In Shakespeare’s Coriolanus, Menenius Agrippa asks, Who(m) does the wolf love?  In the somewhat confusing dialogue with Sicinius Velutus and Junius Brutus that ensues, the beloved is clearly identified.

It is the hungry wolf that loves the lamb.  As Stanley Cavell (1983) and others have discussed, this implies an intriguing, if not disturbing, thesis on “love”, but surely it is also indirectly a riff on hatred.

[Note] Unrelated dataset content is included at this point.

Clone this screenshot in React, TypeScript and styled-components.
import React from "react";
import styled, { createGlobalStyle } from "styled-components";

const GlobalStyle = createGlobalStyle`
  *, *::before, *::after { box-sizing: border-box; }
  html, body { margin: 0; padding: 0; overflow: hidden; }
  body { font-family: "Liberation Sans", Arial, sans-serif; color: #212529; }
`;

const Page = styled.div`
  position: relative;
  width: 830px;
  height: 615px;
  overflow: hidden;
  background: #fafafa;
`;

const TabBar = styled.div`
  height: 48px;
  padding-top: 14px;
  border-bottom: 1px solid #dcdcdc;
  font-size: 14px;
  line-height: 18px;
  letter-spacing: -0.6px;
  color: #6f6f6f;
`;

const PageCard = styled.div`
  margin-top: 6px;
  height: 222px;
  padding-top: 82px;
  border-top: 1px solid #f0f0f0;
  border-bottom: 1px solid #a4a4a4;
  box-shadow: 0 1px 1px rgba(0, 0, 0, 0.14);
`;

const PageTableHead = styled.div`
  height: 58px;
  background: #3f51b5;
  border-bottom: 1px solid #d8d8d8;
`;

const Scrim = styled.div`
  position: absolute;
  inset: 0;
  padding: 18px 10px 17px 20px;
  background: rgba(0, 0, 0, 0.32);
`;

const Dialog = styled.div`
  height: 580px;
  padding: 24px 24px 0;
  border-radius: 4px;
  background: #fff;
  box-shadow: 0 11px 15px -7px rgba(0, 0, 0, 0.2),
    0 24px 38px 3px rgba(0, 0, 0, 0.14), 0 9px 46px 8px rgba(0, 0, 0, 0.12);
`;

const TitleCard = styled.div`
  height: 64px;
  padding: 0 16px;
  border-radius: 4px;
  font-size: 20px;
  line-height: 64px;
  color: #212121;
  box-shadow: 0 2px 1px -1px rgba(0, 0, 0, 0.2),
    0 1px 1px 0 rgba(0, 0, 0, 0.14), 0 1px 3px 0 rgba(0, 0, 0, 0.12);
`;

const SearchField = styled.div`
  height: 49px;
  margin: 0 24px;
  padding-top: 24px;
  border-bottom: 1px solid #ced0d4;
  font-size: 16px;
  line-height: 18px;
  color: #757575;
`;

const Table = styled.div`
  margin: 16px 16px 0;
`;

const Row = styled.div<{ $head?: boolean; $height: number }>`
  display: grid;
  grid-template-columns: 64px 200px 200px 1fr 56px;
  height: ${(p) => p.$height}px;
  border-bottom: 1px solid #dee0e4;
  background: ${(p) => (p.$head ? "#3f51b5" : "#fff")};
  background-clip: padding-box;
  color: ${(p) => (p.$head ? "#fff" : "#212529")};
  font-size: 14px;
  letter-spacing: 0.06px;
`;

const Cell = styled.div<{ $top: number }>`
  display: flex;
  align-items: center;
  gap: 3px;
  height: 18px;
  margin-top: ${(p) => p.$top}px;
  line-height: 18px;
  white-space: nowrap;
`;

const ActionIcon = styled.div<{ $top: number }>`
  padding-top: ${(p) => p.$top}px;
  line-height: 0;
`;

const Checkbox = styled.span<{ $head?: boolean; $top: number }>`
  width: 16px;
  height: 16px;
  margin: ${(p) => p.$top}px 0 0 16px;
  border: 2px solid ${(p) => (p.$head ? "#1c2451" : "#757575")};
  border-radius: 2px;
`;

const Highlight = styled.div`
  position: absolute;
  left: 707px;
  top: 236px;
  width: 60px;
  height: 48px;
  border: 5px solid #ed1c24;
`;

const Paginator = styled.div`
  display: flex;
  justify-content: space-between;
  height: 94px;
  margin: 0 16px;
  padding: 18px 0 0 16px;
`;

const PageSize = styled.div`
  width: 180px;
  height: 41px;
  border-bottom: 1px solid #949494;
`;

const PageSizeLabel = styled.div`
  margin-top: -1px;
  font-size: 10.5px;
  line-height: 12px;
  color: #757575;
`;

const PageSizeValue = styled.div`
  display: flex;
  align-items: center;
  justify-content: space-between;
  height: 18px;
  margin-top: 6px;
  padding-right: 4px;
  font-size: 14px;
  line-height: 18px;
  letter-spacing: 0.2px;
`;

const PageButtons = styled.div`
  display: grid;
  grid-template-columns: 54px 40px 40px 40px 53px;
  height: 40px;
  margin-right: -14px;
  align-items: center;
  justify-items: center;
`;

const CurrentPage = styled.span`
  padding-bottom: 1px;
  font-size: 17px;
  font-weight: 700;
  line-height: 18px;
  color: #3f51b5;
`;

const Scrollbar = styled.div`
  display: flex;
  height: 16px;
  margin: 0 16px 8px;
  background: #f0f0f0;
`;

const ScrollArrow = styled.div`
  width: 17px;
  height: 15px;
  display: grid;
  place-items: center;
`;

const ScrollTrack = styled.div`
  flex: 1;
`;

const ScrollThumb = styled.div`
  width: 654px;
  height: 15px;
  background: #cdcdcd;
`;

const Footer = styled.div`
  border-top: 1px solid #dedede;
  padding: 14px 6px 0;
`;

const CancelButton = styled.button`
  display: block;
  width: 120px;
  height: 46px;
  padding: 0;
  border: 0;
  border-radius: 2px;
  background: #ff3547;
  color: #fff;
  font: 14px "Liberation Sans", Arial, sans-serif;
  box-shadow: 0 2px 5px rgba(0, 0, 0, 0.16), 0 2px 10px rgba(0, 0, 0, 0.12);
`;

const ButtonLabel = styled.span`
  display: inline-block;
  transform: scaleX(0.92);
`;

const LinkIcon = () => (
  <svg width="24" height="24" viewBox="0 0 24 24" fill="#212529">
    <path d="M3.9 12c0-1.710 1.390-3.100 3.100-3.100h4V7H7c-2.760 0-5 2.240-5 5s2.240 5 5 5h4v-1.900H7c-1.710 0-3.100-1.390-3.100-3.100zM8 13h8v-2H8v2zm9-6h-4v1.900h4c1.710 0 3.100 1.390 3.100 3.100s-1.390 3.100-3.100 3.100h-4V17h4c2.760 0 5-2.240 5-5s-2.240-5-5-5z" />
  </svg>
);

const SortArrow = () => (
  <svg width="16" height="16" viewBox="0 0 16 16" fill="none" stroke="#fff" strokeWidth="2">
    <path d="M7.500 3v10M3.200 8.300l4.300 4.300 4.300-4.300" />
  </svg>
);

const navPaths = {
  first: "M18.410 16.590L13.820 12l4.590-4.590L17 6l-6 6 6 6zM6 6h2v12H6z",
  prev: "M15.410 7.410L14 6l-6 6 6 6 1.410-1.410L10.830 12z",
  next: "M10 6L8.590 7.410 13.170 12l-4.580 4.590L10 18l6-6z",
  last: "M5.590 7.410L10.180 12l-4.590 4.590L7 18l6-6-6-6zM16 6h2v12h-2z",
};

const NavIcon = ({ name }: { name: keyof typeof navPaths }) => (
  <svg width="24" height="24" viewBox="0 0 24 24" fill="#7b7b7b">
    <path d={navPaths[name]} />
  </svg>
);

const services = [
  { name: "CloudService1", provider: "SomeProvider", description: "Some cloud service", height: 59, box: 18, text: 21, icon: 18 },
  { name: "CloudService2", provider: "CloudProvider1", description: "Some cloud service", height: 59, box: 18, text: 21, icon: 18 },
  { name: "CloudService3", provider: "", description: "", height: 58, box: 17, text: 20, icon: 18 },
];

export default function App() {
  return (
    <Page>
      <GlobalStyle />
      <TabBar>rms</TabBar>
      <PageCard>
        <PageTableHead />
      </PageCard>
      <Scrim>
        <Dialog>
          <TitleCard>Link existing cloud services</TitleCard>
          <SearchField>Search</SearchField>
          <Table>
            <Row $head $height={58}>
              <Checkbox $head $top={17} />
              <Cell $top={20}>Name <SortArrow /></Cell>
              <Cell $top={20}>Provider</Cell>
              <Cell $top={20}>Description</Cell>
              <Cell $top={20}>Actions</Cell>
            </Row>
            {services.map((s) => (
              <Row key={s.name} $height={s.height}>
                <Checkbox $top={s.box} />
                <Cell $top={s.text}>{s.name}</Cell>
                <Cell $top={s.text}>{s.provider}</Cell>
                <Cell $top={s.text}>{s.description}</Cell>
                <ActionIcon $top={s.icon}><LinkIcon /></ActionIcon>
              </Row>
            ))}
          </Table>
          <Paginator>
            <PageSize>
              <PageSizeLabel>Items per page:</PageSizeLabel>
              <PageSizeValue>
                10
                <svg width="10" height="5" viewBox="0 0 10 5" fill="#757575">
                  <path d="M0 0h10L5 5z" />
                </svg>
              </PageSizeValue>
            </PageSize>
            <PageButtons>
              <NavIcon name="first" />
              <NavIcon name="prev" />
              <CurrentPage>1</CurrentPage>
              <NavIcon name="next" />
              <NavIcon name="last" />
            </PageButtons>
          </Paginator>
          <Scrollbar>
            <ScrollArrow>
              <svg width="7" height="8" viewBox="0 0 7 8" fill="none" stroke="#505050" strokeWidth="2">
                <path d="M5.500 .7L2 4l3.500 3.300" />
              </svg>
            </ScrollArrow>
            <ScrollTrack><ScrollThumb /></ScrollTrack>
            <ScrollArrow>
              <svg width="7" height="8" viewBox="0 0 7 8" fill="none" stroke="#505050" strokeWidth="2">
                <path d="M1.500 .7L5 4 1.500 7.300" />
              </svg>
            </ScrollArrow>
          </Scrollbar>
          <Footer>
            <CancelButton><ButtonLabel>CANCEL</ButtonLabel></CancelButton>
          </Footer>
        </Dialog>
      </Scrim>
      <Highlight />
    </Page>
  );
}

I live in Africa, where terrified and envious hatred against the plundering of the rich, against the visible extravagances of North Atlantic peoples, against men who rape, and against adults who abuse the young and the weak, is on the surface of everyday life—unsanitized by Hollywood pablum and the unctuous platitudes of commercialized media.  In this regard, the writings of Franz Fanon have not lost their relevance.  Yet, if “love” in the human sense does not seem the apt term for that which drives the voracious wolf, neither surely does “hatred.”  Arguably, animals may eat each other, but do not hate each other.  Hatred would seem to be one of our species’ signatures.  Taking pleasure in hating is, as William Hazlitt suggested in his 1823 essay, a specifically, and perhaps exclusively, human characteristic.  So when, to give just one example, pompous politicians condemn terrorist acts as “inhuman,” one might aptly contradict, borrowing from Friedrich Nietzsche, “no, human, all too human.”